C’est dire que dans les trois premiers quartiers, le départ à l’étranger est en quelque sorte une obligation familiale, un choix imposé, tandis que pour la population d’El Menzah, le départ à l’étranger relève plutôt d’une sorte de choix volontaire.
Les conditions de vie dans ces quartiers sont analysées à travers différentes données comme le niveau d’instruction, l’accès aux moyens de communication, le chômage et autres.
En effet, l’étude montre que presque la moitié de la population d’El Menzah (49,2%) ont atteint le niveau supérieur ce qui ne peut s’expliquer que par la situation aisée de cette population.
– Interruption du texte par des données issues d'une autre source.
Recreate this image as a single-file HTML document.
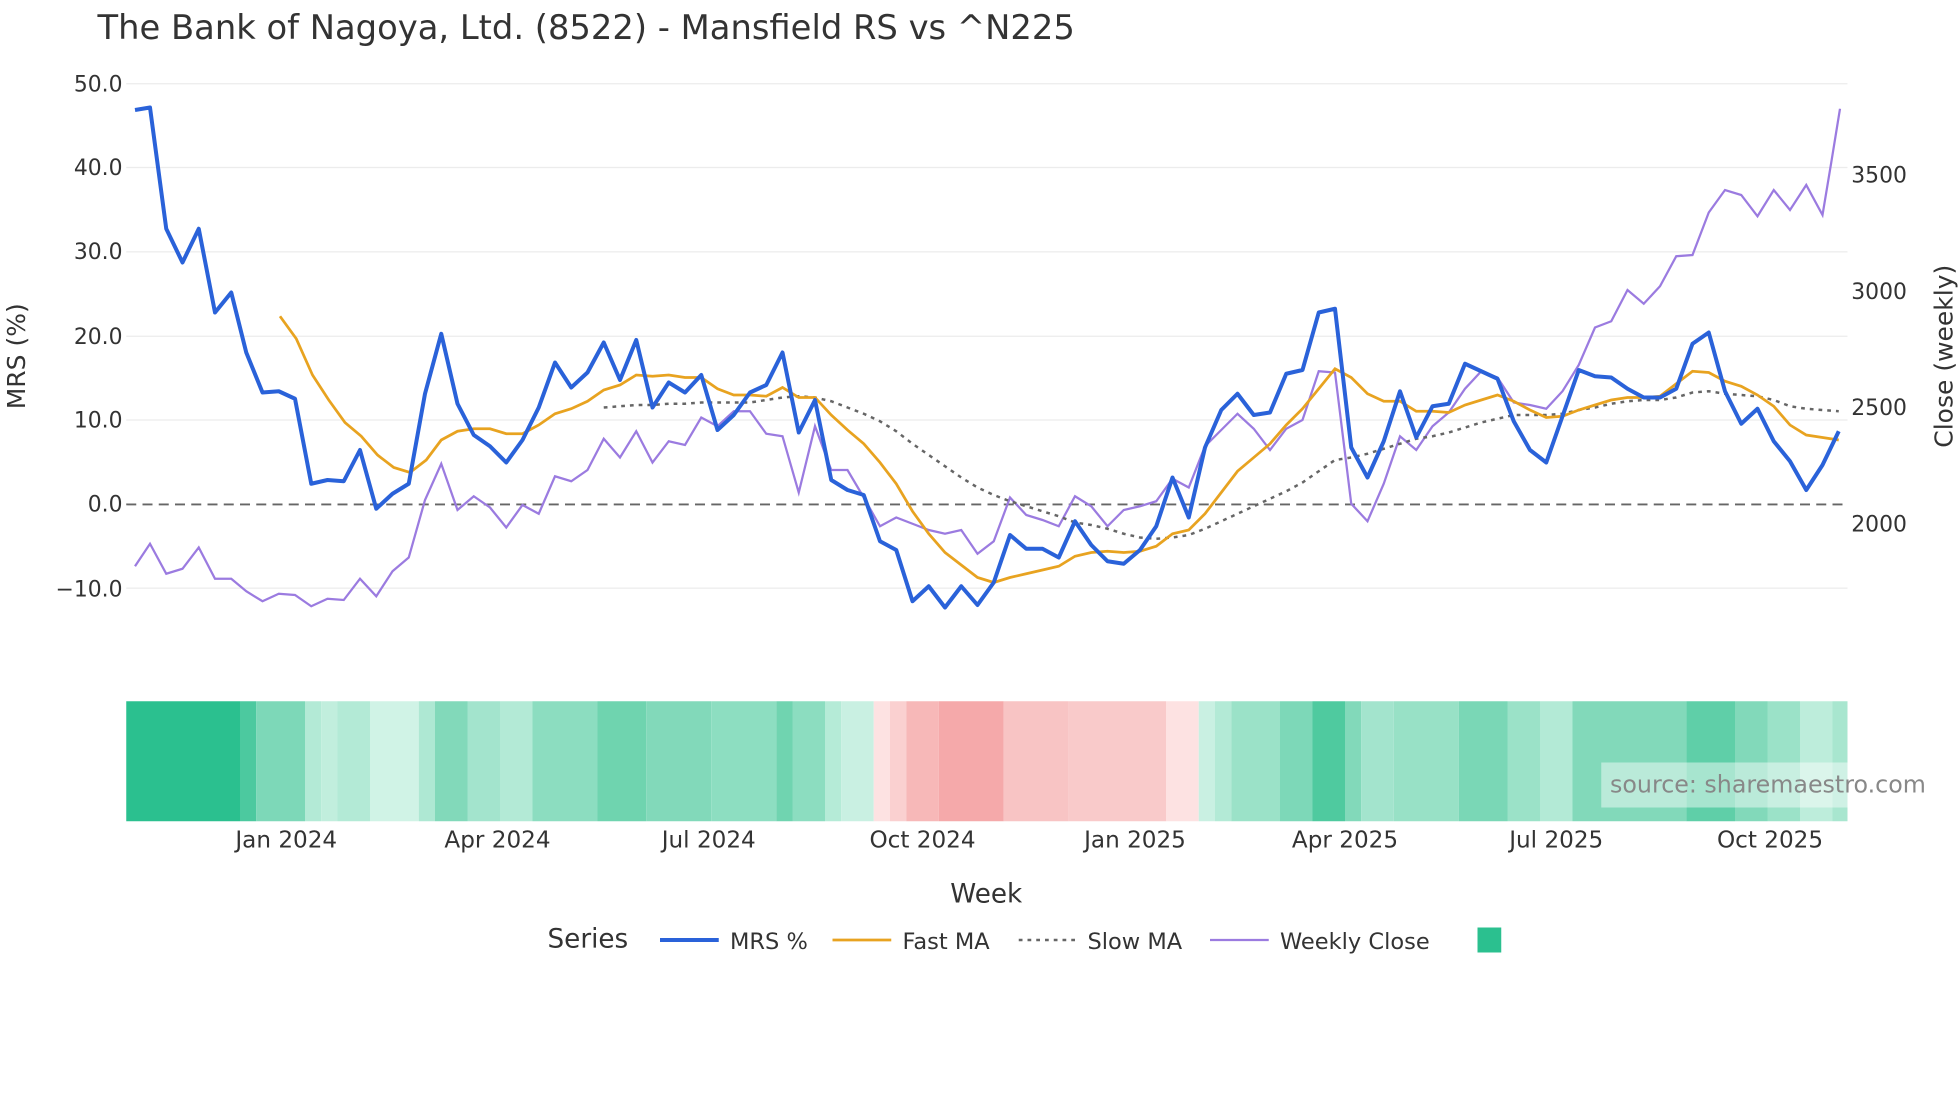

Ce qui n’est pas le cas pour les autres quartiers où ce taux est de 23,9% à El Mourouj et n’est que de 14% à Kabaria et seulement 7 % à sidi Hassine.
C’est aussi le cas pour le niveau primaire avec seulement un pourcentage de l’ordre de 13% à El Menzah, alors que dans les autres quartiers les taux sont plus élevés : 22,3% à El Mourouj, 28,9% et 37,3% respectivement à Kabaria et Sidi Hassine.
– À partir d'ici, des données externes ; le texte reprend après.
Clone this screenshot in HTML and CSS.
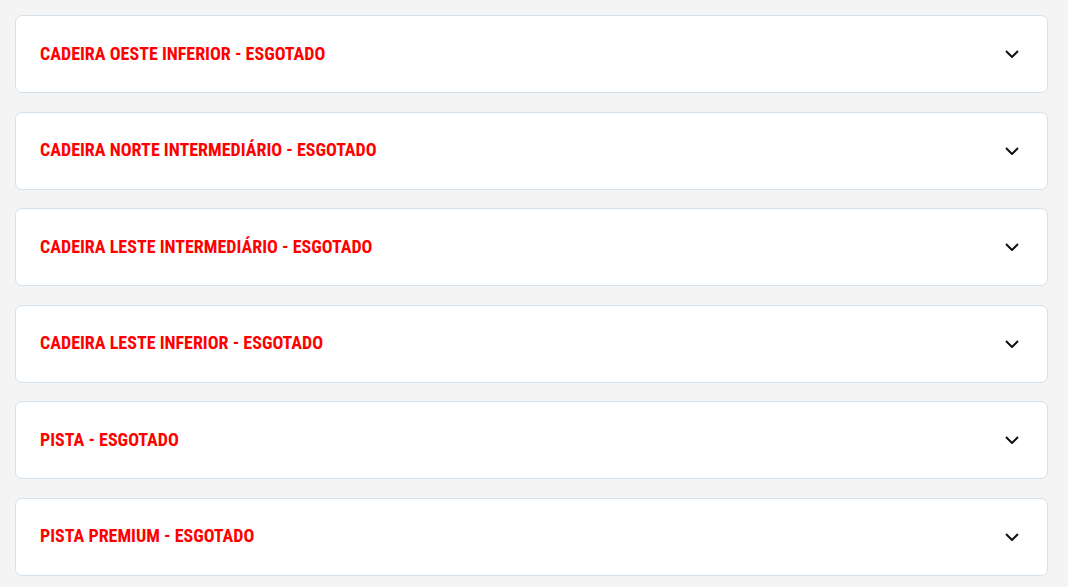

La même structure est observée auprès de ceux qui n’ont jamais été à l’école : 15,6% pour Sidi Hassine et 12,3% à Kabaria, mais seulement 5,5% et 4,5% pour respectivement pour El Mourouj et El Menzah.
Pour ce qui est de l’accès à internet, c’est à El Menzah et El Mourouj que les taux sont les plus élevés (respectivement 77,73% et 64,23%), alors que dans les quartiers pauvres ces pourcentages sont relativement bas (48,68% à Kabaria et 34,49% à Sidi Hassine).
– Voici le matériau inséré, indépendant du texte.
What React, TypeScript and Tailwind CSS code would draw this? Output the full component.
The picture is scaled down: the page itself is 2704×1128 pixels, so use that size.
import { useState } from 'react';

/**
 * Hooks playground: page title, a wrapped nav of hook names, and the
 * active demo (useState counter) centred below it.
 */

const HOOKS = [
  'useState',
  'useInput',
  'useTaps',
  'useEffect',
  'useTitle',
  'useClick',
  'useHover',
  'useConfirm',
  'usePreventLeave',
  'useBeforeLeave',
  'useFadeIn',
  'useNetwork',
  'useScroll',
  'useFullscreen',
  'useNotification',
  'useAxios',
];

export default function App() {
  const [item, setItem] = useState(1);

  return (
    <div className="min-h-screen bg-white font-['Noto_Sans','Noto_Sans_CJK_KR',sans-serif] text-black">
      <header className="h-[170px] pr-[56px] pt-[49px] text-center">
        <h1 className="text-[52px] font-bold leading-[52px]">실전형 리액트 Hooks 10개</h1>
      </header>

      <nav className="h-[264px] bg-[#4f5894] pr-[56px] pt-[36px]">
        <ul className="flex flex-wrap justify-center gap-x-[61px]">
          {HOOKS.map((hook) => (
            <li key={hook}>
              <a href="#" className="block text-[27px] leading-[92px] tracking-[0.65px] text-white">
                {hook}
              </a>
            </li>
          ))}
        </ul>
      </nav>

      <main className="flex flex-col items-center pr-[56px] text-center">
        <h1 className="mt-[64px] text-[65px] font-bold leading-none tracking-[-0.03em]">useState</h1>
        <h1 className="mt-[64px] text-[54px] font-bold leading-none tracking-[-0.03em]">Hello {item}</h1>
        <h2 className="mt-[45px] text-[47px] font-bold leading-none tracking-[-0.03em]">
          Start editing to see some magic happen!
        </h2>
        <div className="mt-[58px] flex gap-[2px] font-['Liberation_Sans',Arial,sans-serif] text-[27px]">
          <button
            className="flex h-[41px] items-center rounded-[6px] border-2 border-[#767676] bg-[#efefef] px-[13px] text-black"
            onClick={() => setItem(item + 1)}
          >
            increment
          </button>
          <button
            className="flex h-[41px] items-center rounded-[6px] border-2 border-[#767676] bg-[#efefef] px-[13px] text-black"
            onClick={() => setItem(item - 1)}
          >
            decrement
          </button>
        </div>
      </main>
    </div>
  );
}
Ce qu’il faut noter à propos des caractéristiques éducationnelles, ce sont les conditions de vie qui déterminent, dans une très large mesure, le classement des quatre quartiers ; classement selon l’ordre suivant : El Menzah, El Mourouj, Kabaria et Sidi Hassine. Ce qui veut dire que les quartiers les mieux classés sont ceux où il y a moins de pauvreté et, de ce fait, les conditions d’éducation sont meilleures.
Ainsi, à El Menzah, 7 occupés sur 10 ont le niveau du supérieur, alors qu’à Sidi Hassine seulement 1 occupé sur 10 a atteint le niveau supérieur. Pour les quartiers Sidi Hassine, Kabaria et El Mourouj, la proportion la plus importante de la population occupée a comme niveau d’instruction le secondaire (4 occupés sur 10).
C’est El Menzah qui se caractérise par un taux de chômage particulièrement faible, alors que c’est à Kabaria qu’il y a le taux de chômage le plus élevé avec 18,41, sachant que la moyenne nationale est de 15,50%. C’est dire que le niveau du chômage dans un quartier constitue souvent un indice crédible et significatif pour caractériser la situation économique et sociale dans ce quartier.
Dans cette analyse comparative, il est question de quatre quartiers dont les indicateurs socio-économiques sont différents. Mais, on peut remarquer qu’entre ces quartiers, il y des similitudes comme il y a des divergences très manifestes.
C’est le quartier d’El Menzah qui est le mieux loti, suivi par El Mourouj dont les conditions de vie sont moyennes.
Mais, c’est à Kabaria et surtout à Sidi Hassine que les conditions socioéconomiques sont les plus difficiles.
S’il est certain que le degré de pauvreté et de marginalisation de la population dans ces quartiers peut expliquer une certaine tendance à recourir à la violence, il est, en revanche, erroné d’établir une relation directe de cause à effet entre les conditions de vie difficiles et la pratique de l’extrémisme violent.
La thèse selon laquelle les conditions économiques et sociales difficiles ne peuvent constituer à elles seules les facteurs déclencheurs à l’engagement dans l’extrémisme violent. Il n’en demeure pas moins que ces conditions peuvent être perçues par les jeunes comme une source de marginalisation et donc de violence à leur égard.